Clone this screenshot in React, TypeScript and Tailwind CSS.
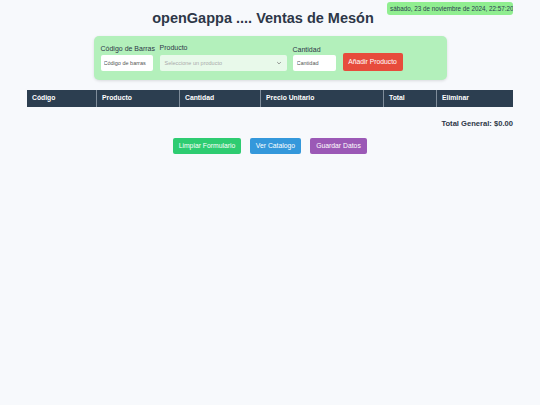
export default function App() {
  const cols = [
    { label: "Código", w: "w-[69px]" },
    { label: "Producto", w: "w-[83px]" },
    { label: "Cantidad", w: "w-[81px]" },
    { label: "Precio Unitario", w: "w-[123px]" },
    { label: "Total", w: "w-[53px]" },
    { label: "Eliminar", w: "flex-1" },
  ];

  return (
    <div className="min-h-[405px] bg-[#f7f9fc] font-['Liberation_Sans',Arial,sans-serif] relative">
      <div className="absolute right-[27px] top-[2px] h-[13px] w-[126px] overflow-hidden whitespace-nowrap rounded-[3px] bg-[#90ee90] px-[3px] text-[6.3px] leading-[13px] text-[#2c3e50]">
        sábado, 23 de noviembre de 2024, 22:57:20
      </div>

      <h1 className="pt-[9px] pr-[14px] text-center text-[14.5px] font-bold leading-[18px] text-[#2d3748]">
        openGappa .... Ventas de Mesón
      </h1>

      <div className="mx-auto mt-[9px] flex w-[353px] items-end rounded-[5px] bg-[#b3f0bb] px-[7px] pt-[7px] pb-[9px] shadow-[0_1px_3px_rgba(0,0,0,0.12)]">
        <div className="flex w-[52px] flex-col">
          <label className="mb-[2px] whitespace-nowrap text-[7px] leading-[9px] text-[#2d3748]">Código de Barras</label>
          <input
            placeholder="Código de barras"
            className="h-[16px] w-[52px] rounded-[2px] bg-white px-[3px] text-[5.5px] placeholder:text-[#555] outline-none"
          />
        </div>
        <div className="ml-[7px] flex flex-col">
          <label className="mb-[3px] text-[7px] leading-[9px] text-[#2d3748]">Producto</label>
          <div className="flex h-[16px] w-[127px] items-center justify-between rounded-[2px] bg-[#e8f9ea] px-[5px] text-[5.5px] text-[#aaa]">
            <span>Seleccione un producto</span>
            <svg width="6" height="6" viewBox="0 0 10 10" className="text-[#777]">
              <path d="M2 3.5l3 3 3-3" fill="none" stroke="currentColor" strokeWidth="1.3" />
            </svg>
          </div>
        </div>
        <div className="ml-[6px] flex flex-col">
          <label className="mb-[1px] text-[7px] leading-[9px] text-[#2d3748]">Cantidad</label>
          <input
            placeholder="Cantidad"
            className="h-[16px] w-[43px] rounded-[2px] bg-white px-[4px] text-[5.5px] placeholder:text-[#555] outline-none"
          />
        </div>
        <button className="ml-[7px] h-[18px] w-[60px] rounded-[2px] bg-[#e74c3c] text-[6.8px] text-white">
          Añadir Producto
        </button>
      </div>

      <div className="mx-[27px] mt-[10px] flex h-[17px] bg-[#2c3e50] text-[6.8px] font-bold text-white">
        {cols.map((c, i) => (
          <div
            key={c.label}
            className={`${c.w} flex items-center px-[5px] ${i > 0 ? "border-l border-[#7f8c9a]" : ""}`}
          >
            {c.label}
          </div>
        ))}
      </div>

      <div className="mx-[27px] mt-[11px] text-right text-[7.6px] font-bold text-[#2d3748]">
        Total General: $0.00
      </div>

      <div className="mt-[9px] flex justify-center gap-[9px] text-[6.8px] text-white">
        <button className="h-[16px] w-[68px] rounded-[2px] bg-[#2ecc71]">Limpiar Formulario</button>
        <button className="h-[16px] w-[51px] rounded-[2px] bg-[#3498db]">Ver Catalogo</button>
        <button className="h-[16px] w-[57px] rounded-[2px] bg-[#9b59b6]">Guardar Datos</button>
      </div>
    </div>
  );
}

Given task: Write the lines above out again exactly, without any of their pictures.

Result of the exercise:
Clone this screenshot in React, TypeScript and Tailwind CSS.
export default function App() {
  const cols = [
    { label: "Código", w: "w-[69px]" },
    { label: "Producto", w: "w-[83px]" },
    { label: "Cantidad", w: "w-[81px]" },
    { label: "Precio Unitario", w: "w-[123px]" },
    { label: "Total", w: "w-[53px]" },
    { label: "Eliminar", w: "flex-1" },
  ];

  return (
    <div className="min-h-[405px] bg-[#f7f9fc] font-['Liberation_Sans',Arial,sans-serif] relative">
      <div className="absolute right-[27px] top-[2px] h-[13px] w-[126px] overflow-hidden whitespace-nowrap rounded-[3px] bg-[#90ee90] px-[3px] text-[6.3px] leading-[13px] text-[#2c3e50]">
        sábado, 23 de noviembre de 2024, 22:57:20
      </div>

      <h1 className="pt-[9px] pr-[14px] text-center text-[14.5px] font-bold leading-[18px] text-[#2d3748]">
        openGappa .... Ventas de Mesón
      </h1>

      <div className="mx-auto mt-[9px] flex w-[353px] items-end rounded-[5px] bg-[#b3f0bb] px-[7px] pt-[7px] pb-[9px] shadow-[0_1px_3px_rgba(0,0,0,0.12)]">
        <div className="flex w-[52px] flex-col">
          <label className="mb-[2px] whitespace-nowrap text-[7px] leading-[9px] text-[#2d3748]">Código de Barras</label>
          <input
            placeholder="Código de barras"
            className="h-[16px] w-[52px] rounded-[2px] bg-white px-[3px] text-[5.5px] placeholder:text-[#555] outline-none"
          />
        </div>
        <div className="ml-[7px] flex flex-col">
          <label className="mb-[3px] text-[7px] leading-[9px] text-[#2d3748]">Producto</label>
          <div className="flex h-[16px] w-[127px] items-center justify-between rounded-[2px] bg-[#e8f9ea] px-[5px] text-[5.5px] text-[#aaa]">
            <span>Seleccione un producto</span>
            <svg width="6" height="6" viewBox="0 0 10 10" className="text-[#777]">
              <path d="M2 3.5l3 3 3-3" fill="none" stroke="currentColor" strokeWidth="1.3" />
            </svg>
          </div>
        </div>
        <div className="ml-[6px] flex flex-col">
          <label className="mb-[1px] text-[7px] leading-[9px] text-[#2d3748]">Cantidad</label>
          <input
            placeholder="Cantidad"
            className="h-[16px] w-[43px] rounded-[2px] bg-white px-[4px] text-[5.5px] placeholder:text-[#555] outline-none"
          />
        </div>
        <button className="ml-[7px] h-[18px] w-[60px] rounded-[2px] bg-[#e74c3c] text-[6.8px] text-white">
          Añadir Producto
        </button>
      </div>

      <div className="mx-[27px] mt-[10px] flex h-[17px] bg-[#2c3e50] text-[6.8px] font-bold text-white">
        {cols.map((c, i) => (
          <div
            key={c.label}
            className={`${c.w} flex items-center px-[5px] ${i > 0 ? "border-l border-[#7f8c9a]" : ""}`}
          >
            {c.label}
          </div>
        ))}
      </div>

      <div className="mx-[27px] mt-[11px] text-right text-[7.6px] font-bold text-[#2d3748]">
        Total General: $0.00
      </div>

      <div className="mt-[9px] flex justify-center gap-[9px] text-[6.8px] text-white">
        <button className="h-[16px] w-[68px] rounded-[2px] bg-[#2ecc71]">Limpiar Formulario</button>
        <button className="h-[16px] w-[51px] rounded-[2px] bg-[#3498db]">Ver Catalogo</button>
        <button className="h-[16px] w-[57px] rounded-[2px] bg-[#9b59b6]">Guardar Datos</button>
      </div>
    </div>
  );
}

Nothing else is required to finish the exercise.